A man broke into a Washington, D.C. Five Guys restaurant to make himself a burger. You read that right.
Police are baffled. The man did not want money or equipment to sell. He just wanted a burger.
Some are hailing him as the unsung hero of the munchies. Other people are calling him a terrible criminal. “Who takes a burger without looting for cash?,” they ask. The Hamburglar does.
Sometime between the hours of 3am and 5am this past Friday, the unknown hero of stoners everywhere snuck into the restaurant. Apparently, he snuck in behind a delivery man. He waited in the shadows until the delivery man completed his task.
Next, the mysterious Hamburglar helped himself to some refreshing soda. Hero work is hard after all. Next, he did the unthinkable. He made himself a plain cheeseburger.
Look at that face in the video. This is not the face of a man who cares. He wears no mask. He looks directly at the camera at certain points of the footage. He even takes a phone call while he puts some buns on the grill. Before leaving with the sandwich, he took a water bottle to go. After all, you need stay hydrated after pulling off the crime of the century.
It is unknown what type of sandwich the unmasked Hamburglar left with, but we know that he was no longer hungry.
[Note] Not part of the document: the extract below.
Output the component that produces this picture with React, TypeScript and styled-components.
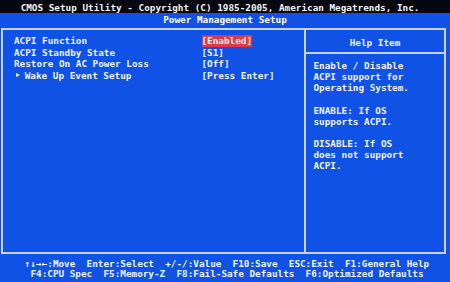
import React from "react";
import styled, { createGlobalStyle } from "styled-components";

const BLUE = "#1152e6";
const LINE = "#c6d2f2";
const TEXT = "#eef2ff";

const GlobalStyle = createGlobalStyle`
  html, body {
    margin: 0;
    padding: 0;
    background: ${BLUE};
  }
  body {
    width: 450px;
    height: 282px;
    overflow: hidden;
  }
`;

const Screen = styled.div`
  width: 450px;
  height: 282px;
  background: ${BLUE};
  display: flex;
  flex-direction: column;
  font-family: "DejaVu Sans Mono", "Liberation Mono", monospace;
  font-weight: bold;
  font-size: 9.33px;
  line-height: 11.3px;
  color: ${TEXT};
  white-space: pre;
  overflow: hidden;
`;

const TitleBar = styled.div`
  height: 12.7px;
  box-sizing: border-box;
  padding: 1.8px 10px 0 0;
  background: #06070f;
  color: #f2f2f2;
  text-align: center;
`;

const SubTitle = styled.div`
  height: 15.3px;
  box-sizing: border-box;
  padding-top: 1.7px;
  text-align: center;
  color: #ffffff;
`;

const Frame = styled.div`
  box-sizing: border-box;
  height: 226px;
  margin: 0 4px 0 1px;
  border: 2px solid ${LINE};
  display: flex;
`;

const ItemList = styled.div`
  flex: 1;
  padding: 5.5px 0 0 11px;
  display: grid;
  grid-template-columns: 187.5px auto;
  grid-auto-rows: 11.4px;
  align-content: start;
`;

const Label = styled.span``;

const Value = styled.span<{ $selected?: boolean }>`
  justify-self: start;
  background: ${(p) => (p.$selected ? "#e03848" : "transparent")};
  color: ${(p) => (p.$selected ? "#fff0f0" : TEXT)};
`;

const Marker = styled.span`
  display: inline-block;
  width: 0;
  height: 0;
  margin-left: 2px;
  margin-right: calc(1ch - 6.5px);
  vertical-align: 1.3px;
  border-left: 4.5px solid ${TEXT};
  border-top: 2.3px solid transparent;
  border-bottom: 2.3px solid transparent;
`;

const HelpPanel = styled.div`
  width: 140px;
  box-sizing: border-box;
  border-left: 2px solid ${LINE};
  display: flex;
  flex-direction: column;
`;

const HelpHeader = styled.div`
  height: 24.5px;
  box-sizing: border-box;
  padding-top: 6.6px;
  border-bottom: 2px solid ${LINE};
  text-align: center;
`;

const HelpBody = styled.div`
  padding: 5.4px 0 0 7.5px;
  line-height: 11.15px;
`;

const Footer = styled.div`
  flex: 1;
  padding: 4.8px 0 0 4px;
  line-height: 10.6px;
  text-align: center;
`;

const items = [
  { label: "ACPI Function", value: "[Enabled]", selected: true },
  { label: "ACPI Standby State", value: "[S1]" },
  { label: "Restore On AC Power Loss", value: "[Off]" },
  { label: "Wake Up Event Setup", value: "[Press Enter]", submenu: true },
];

const help = [
  "Enable / Disable",
  "ACPI support for",
  "Operating System.",
  "",
  "ENABLE: If OS",
  "supports ACPI.",
  "",
  "DISABLE: If OS",
  "does not support",
  "ACPI.",
];

export default function App() {
  return (
    <>
      <GlobalStyle />
      <Screen>
        <TitleBar>
          CMOS Setup Utility - Copyright (C) 1985-2005, American Megatrends, Inc.
        </TitleBar>
        <SubTitle>Power Management Setup</SubTitle>
        <Frame>
          <ItemList>
            {items.map((it) => (
              <React.Fragment key={it.label}>
                <Label>
                  {it.submenu && <Marker />}
                  {it.submenu && " "}
                  {it.label}
                </Label>
                <Value $selected={it.selected}>{it.value}</Value>
              </React.Fragment>
            ))}
          </ItemList>
          <HelpPanel>
            <HelpHeader>Help Item</HelpHeader>
            <HelpBody>
              {help.map((line, i) => (
                <div key={i}>{line || " "}</div>
              ))}
            </HelpBody>
          </HelpPanel>
        </Frame>
        <Footer>
          <div>{"↑↓→←:Move  Enter:Select  +/-/:Value  F10:Save  ESC:Exit  F1:General Help"}</div>
          <div>{"F4:CPU Spec  F5:Memory-Z  F8:Fail-Safe Defaults  F6:Optimized Defaults"}</div>
        </Footer>
      </Screen>
    </>
  );
}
The police currently have no leads as to the identity of the unmasked Hamburglar. They are not sure if his hunger pains will strike another restaurant. If you do see this man, there is a $1,000 reward being offered by DC Crime Stoppers for a tip that leads to an arrest.
Considering the theft of the burger, the soda, and the water retailed for a little more six or seven bucks, the $1,000 reward is not a bad price.